§ **EXERCISE DETAILS**:
Go through the material and write it all out exactly, minus the pictures.

• • • • • • •

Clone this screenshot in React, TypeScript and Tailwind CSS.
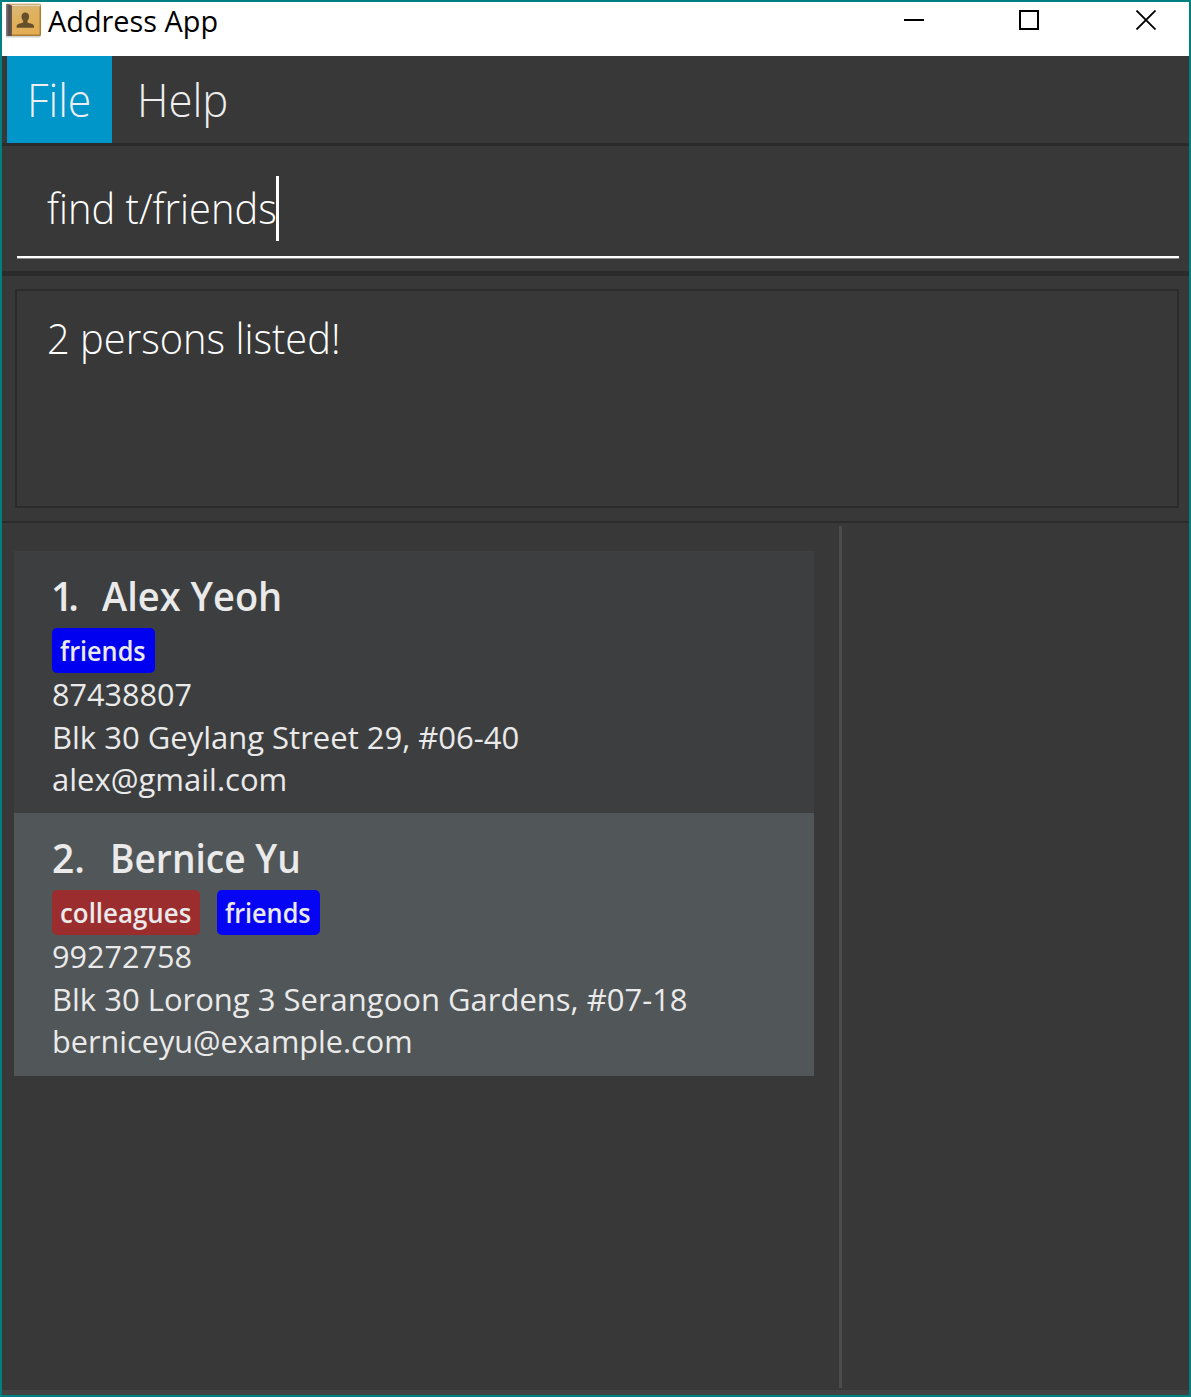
import React from "react";

type Tag = { label: string; color: string; fit: string };
type Person = {
  index: number;
  name: string;
  tags: Tag[];
  phone: string;
  address: string;
  email: string;
  card: string;
  indexFit: string;
  nameFit: string;
  emailFit: string;
};

const people: Person[] = [
  {
    index: 1,
    name: "Alex Yeoh",
    tags: [{ label: "friends", color: "bg-[#0000f0] w-[102.5px]", fit: "scale-x-[0.935]" }],
    phone: "87438807",
    address: "Blk 30 Geylang Street 29, #06-40",
    email: "alex@gmail.com",
    card: "bg-[#3c3e3f] h-[262px]",
    indexFit: "w-[51px] -ml-px tracking-[-5px]",
    nameFit: "scale-x-[0.975]",
    emailFit: "scale-x-100",
  },
  {
    index: 2,
    name: "Bernice Yu",
    tags: [
      { label: "colleagues", color: "bg-[#9b2d2f] w-[148px]", fit: "scale-x-[0.958]" },
      { label: "friends", color: "bg-[#0505f3] w-[102.5px]", fit: "scale-x-[0.935]" },
    ],
    phone: "99272758",
    address: "Blk 30 Lorong 3 Serangoon Gardens, #07-18",
    email: "berniceyu@example.com",
    card: "bg-[#515658] h-[263px]",
    indexFit: "w-[58px]",
    nameFit: "scale-x-[0.952]",
    emailFit: "scale-x-[0.989]",
  },
];

function BookIcon() {
  return (
    <svg width="38" height="38" viewBox="0 0 38 38" className="block">
      <defs>
        <linearGradient id="cover" x1="0" y1="0" x2="0.3" y2="1">
          <stop offset="0" stopColor="#d9b878" />
          <stop offset="0.5" stopColor="#e0b05c" />
          <stop offset="1" stopColor="#e2ad55" />
        </linearGradient>
        <linearGradient id="spine" x1="0" y1="0" x2="1" y2="0">
          <stop offset="0" stopColor="#8a7f80" />
          <stop offset="0.5" stopColor="#554a4b" />
          <stop offset="1" stopColor="#6b5a4a" />
        </linearGradient>
      </defs>
      <rect x="2" y="33" width="34.500" height="2.500" rx="1" fill="#cfcfcf" />
      <rect x="2" y="1.800" width="35" height="32.200" rx="1.500" fill="#ab7d33" />
      <rect x="3" y="2.500" width="33.300" height="2" fill="#e9dcc0" />
      <rect x="8" y="4.500" width="27.500" height="28" fill="url(#cover)" />
      <path d="M2 3Q2 1.800 3 1.800L8 3.500v30.500H3Q2 34 2 32.800z" fill="url(#spine)" />
      <path
        d="M23.300 10.500c2.500 0 3.800 1.700 3.800 4 0 1.900-.7 3.300-1.700 4.200v1.700c2.500 1 6.600 1.100 6.600 4v1.400H14.600v-1.400c0-2.900 4.100-3 6.600-4v-1.700c-1-.9-1.700-2.300-1.700-4.200 0-2.300 1.300-4 3.800-4z"
        transform="translate(-2 0)"
        fill="#66502b"
      />
    </svg>
  );
}

function TitleBar() {
  return (
    <header className="flex h-[54px] shrink-0 items-start bg-white pl-[2px] text-black">
      <BookIcon />
      <h1 className="ml-[6px] w-[180px] origin-left scale-x-[1.012] text-[28.5px] leading-[39px]">Address App</h1>
      <svg width="252" height="20" viewBox="0 0 252 20" className="mt-2 mr-[33px] ml-auto" fill="none" stroke="#000" strokeWidth="2">
        <path d="M0 10h20" />
        <path d="M116 1h18v18h-18z" />
        <path d="M232.500 .5l19 19M251.500 .5l-19 19" strokeWidth="1.800" />
      </svg>
    </header>
  );
}

function PersonCard({ person }: { person: Person }) {
  return (
    <li className={`px-[38px] pt-[18px] text-[#eaeaea] ${person.card}`}>
      <h2 className="flex text-[39px] leading-[54px] font-semibold whitespace-nowrap">
        <span className={person.indexFit}>{person.index}.</span>
        <span className={`origin-left ${person.nameFit}`}>{person.name}</span>
      </h2>
      <div className="mt-[5px] flex gap-[17px]">
        {person.tags.map((tag) => (
          <span key={tag.label} className={`h-[45px] rounded-[5px] pl-[7.500px] text-[27px] leading-[45px] font-semibold ${tag.color}`}>
            <span className={`inline-block origin-left ${tag.fit}`}>{tag.label}</span>
          </span>
        ))}
      </div>
      <div className="text-[31px] leading-[42.7px] whitespace-nowrap">
        <p className="origin-left scale-x-[0.987]">{person.phone}</p>
        <p>{person.address}</p>
        <p className={`origin-left ${person.emailFit}`}>{person.email}</p>
      </div>
    </li>
  );
}

export default function App() {
  return (
    <div className="flex h-[1397px] w-[1191px] flex-col overflow-hidden border-2 border-[#008080] bg-[#383838] font-['Open_Sans','Noto_Sans',sans-serif]">
      <TitleBar />
      <nav className="flex h-[90px] shrink-0 border-b-[3px] border-[#2b2b2b] pl-[5px] text-[46px] leading-[87px] font-light text-[#eeeeee]">
        <button className="h-[87px] w-[105px] bg-[#0096c9] pl-5 text-left">
          <span className="inline-block origin-left scale-x-[0.93]">File</span>
        </button>
        <button className="h-[87px] pl-[25px] text-left">
          <span className="inline-block origin-left scale-x-[0.95]">Help</span>
        </button>
      </nav>
      <section className="h-[130px] shrink-0 border-b-[5px] border-[#2b2b2b] pr-[10px] pl-[15px]">
        <div className="flex h-[112px] items-center border-b-2 border-white pl-[30px] text-[43px] leading-[64px] font-light text-white shadow-[0_1px_0_#858585]">
          <span className="mt-[14px] w-[229px] whitespace-nowrap">
            <span className="inline-block origin-left scale-x-[0.927]">find t/friends</span>
          </span>
          <i className="mt-[14px] h-[65px] w-[3px] bg-white" />
        </div>
      </section>
      <section className="h-[247px] shrink-0 border-b-2 border-[#2b2b2b] pt-[13px] pr-[10px] pl-[13px]">
        <div className="h-[219px] border-2 border-[#2b2b2b] pt-[15px] pl-[30px] text-[43px] leading-[64px] font-light text-white">
          <span className="inline-block origin-left scale-x-[0.926]">2 persons listed!</span>
        </div>
      </section>
      <main className="flex min-h-0 grow border-b-[5px] border-[#434343] pt-[3px] pb-[2px]">
        <ul className="mt-[25px] mr-[25px] ml-3 w-[800px]">
          {people.map((person) => (
            <PersonCard key={person.index} person={person} />
          ))}
        </ul>
        <div className="w-[3px] bg-[#4c4c4c]" />
      </main>
    </div>
  );
}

• • • • • • •

§ **SOLUTION TO THIS EXERCISE**:
Clone this screenshot in React, TypeScript and Tailwind CSS.
import React from "react";

type Tag = { label: string; color: string; fit: string };
type Person = {
  index: number;
  name: string;
  tags: Tag[];
  phone: string;
  address: string;
  email: string;
  card: string;
  indexFit: string;
  nameFit: string;
  emailFit: string;
};

const people: Person[] = [
  {
    index: 1,
    name: "Alex Yeoh",
    tags: [{ label: "friends", color: "bg-[#0000f0] w-[102.5px]", fit: "scale-x-[0.935]" }],
    phone: "87438807",
    address: "Blk 30 Geylang Street 29, #06-40",
    email: "alex@gmail.com",
    card: "bg-[#3c3e3f] h-[262px]",
    indexFit: "w-[51px] -ml-px tracking-[-5px]",
    nameFit: "scale-x-[0.975]",
    emailFit: "scale-x-100",
  },
  {
    index: 2,
    name: "Bernice Yu",
    tags: [
      { label: "colleagues", color: "bg-[#9b2d2f] w-[148px]", fit: "scale-x-[0.958]" },
      { label: "friends", color: "bg-[#0505f3] w-[102.5px]", fit: "scale-x-[0.935]" },
    ],
    phone: "99272758",
    address: "Blk 30 Lorong 3 Serangoon Gardens, #07-18",
    email: "berniceyu@example.com",
    card: "bg-[#515658] h-[263px]",
    indexFit: "w-[58px]",
    nameFit: "scale-x-[0.952]",
    emailFit: "scale-x-[0.989]",
  },
];

function BookIcon() {
  return (
    <svg width="38" height="38" viewBox="0 0 38 38" className="block">
      <defs>
        <linearGradient id="cover" x1="0" y1="0" x2="0.3" y2="1">
          <stop offset="0" stopColor="#d9b878" />
          <stop offset="0.5" stopColor="#e0b05c" />
          <stop offset="1" stopColor="#e2ad55" />
        </linearGradient>
        <linearGradient id="spine" x1="0" y1="0" x2="1" y2="0">
          <stop offset="0" stopColor="#8a7f80" />
          <stop offset="0.5" stopColor="#554a4b" />
          <stop offset="1" stopColor="#6b5a4a" />
        </linearGradient>
      </defs>
      <rect x="2" y="33" width="34.500" height="2.500" rx="1" fill="#cfcfcf" />
      <rect x="2" y="1.800" width="35" height="32.200" rx="1.500" fill="#ab7d33" />
      <rect x="3" y="2.500" width="33.300" height="2" fill="#e9dcc0" />
      <rect x="8" y="4.500" width="27.500" height="28" fill="url(#cover)" />
      <path d="M2 3Q2 1.800 3 1.800L8 3.500v30.500H3Q2 34 2 32.800z" fill="url(#spine)" />
      <path
        d="M23.300 10.500c2.500 0 3.800 1.700 3.800 4 0 1.900-.7 3.300-1.700 4.200v1.700c2.500 1 6.600 1.100 6.600 4v1.400H14.600v-1.400c0-2.900 4.100-3 6.600-4v-1.700c-1-.9-1.700-2.300-1.700-4.200 0-2.300 1.300-4 3.800-4z"
        transform="translate(-2 0)"
        fill="#66502b"
      />
    </svg>
  );
}

function TitleBar() {
  return (
    <header className="flex h-[54px] shrink-0 items-start bg-white pl-[2px] text-black">
      <BookIcon />
      <h1 className="ml-[6px] w-[180px] origin-left scale-x-[1.012] text-[28.5px] leading-[39px]">Address App</h1>
      <svg width="252" height="20" viewBox="0 0 252 20" className="mt-2 mr-[33px] ml-auto" fill="none" stroke="#000" strokeWidth="2">
        <path d="M0 10h20" />
        <path d="M116 1h18v18h-18z" />
        <path d="M232.500 .5l19 19M251.500 .5l-19 19" strokeWidth="1.800" />
      </svg>
    </header>
  );
}

function PersonCard({ person }: { person: Person }) {
  return (
    <li className={`px-[38px] pt-[18px] text-[#eaeaea] ${person.card}`}>
      <h2 className="flex text-[39px] leading-[54px] font-semibold whitespace-nowrap">
        <span className={person.indexFit}>{person.index}.</span>
        <span className={`origin-left ${person.nameFit}`}>{person.name}</span>
      </h2>
      <div className="mt-[5px] flex gap-[17px]">
        {person.tags.map((tag) => (
          <span key={tag.label} className={`h-[45px] rounded-[5px] pl-[7.500px] text-[27px] leading-[45px] font-semibold ${tag.color}`}>
            <span className={`inline-block origin-left ${tag.fit}`}>{tag.label}</span>
          </span>
        ))}
      </div>
      <div className="text-[31px] leading-[42.7px] whitespace-nowrap">
        <p className="origin-left scale-x-[0.987]">{person.phone}</p>
        <p>{person.address}</p>
        <p className={`origin-left ${person.emailFit}`}>{person.email}</p>
      </div>
    </li>
  );
}

export default function App() {
  return (
    <div className="flex h-[1397px] w-[1191px] flex-col overflow-hidden border-2 border-[#008080] bg-[#383838] font-['Open_Sans','Noto_Sans',sans-serif]">
      <TitleBar />
      <nav className="flex h-[90px] shrink-0 border-b-[3px] border-[#2b2b2b] pl-[5px] text-[46px] leading-[87px] font-light text-[#eeeeee]">
        <button className="h-[87px] w-[105px] bg-[#0096c9] pl-5 text-left">
          <span className="inline-block origin-left scale-x-[0.93]">File</span>
        </button>
        <button className="h-[87px] pl-[25px] text-left">
          <span className="inline-block origin-left scale-x-[0.95]">Help</span>
        </button>
      </nav>
      <section className="h-[130px] shrink-0 border-b-[5px] border-[#2b2b2b] pr-[10px] pl-[15px]">
        <div className="flex h-[112px] items-center border-b-2 border-white pl-[30px] text-[43px] leading-[64px] font-light text-white shadow-[0_1px_0_#858585]">
          <span className="mt-[14px] w-[229px] whitespace-nowrap">
            <span className="inline-block origin-left scale-x-[0.927]">find t/friends</span>
          </span>
          <i className="mt-[14px] h-[65px] w-[3px] bg-white" />
        </div>
      </section>
      <section className="h-[247px] shrink-0 border-b-2 border-[#2b2b2b] pt-[13px] pr-[10px] pl-[13px]">
        <div className="h-[219px] border-2 border-[#2b2b2b] pt-[15px] pl-[30px] text-[43px] leading-[64px] font-light text-white">
          <span className="inline-block origin-left scale-x-[0.926]">2 persons listed!</span>
        </div>
      </section>
      <main className="flex min-h-0 grow border-b-[5px] border-[#434343] pt-[3px] pb-[2px]">
        <ul className="mt-[25px] mr-[25px] ml-3 w-[800px]">
          {people.map((person) => (
            <PersonCard key={person.index} person={person} />
          ))}
        </ul>
        <div className="w-[3px] bg-[#4c4c4c]" />
      </main>
    </div>
  );
}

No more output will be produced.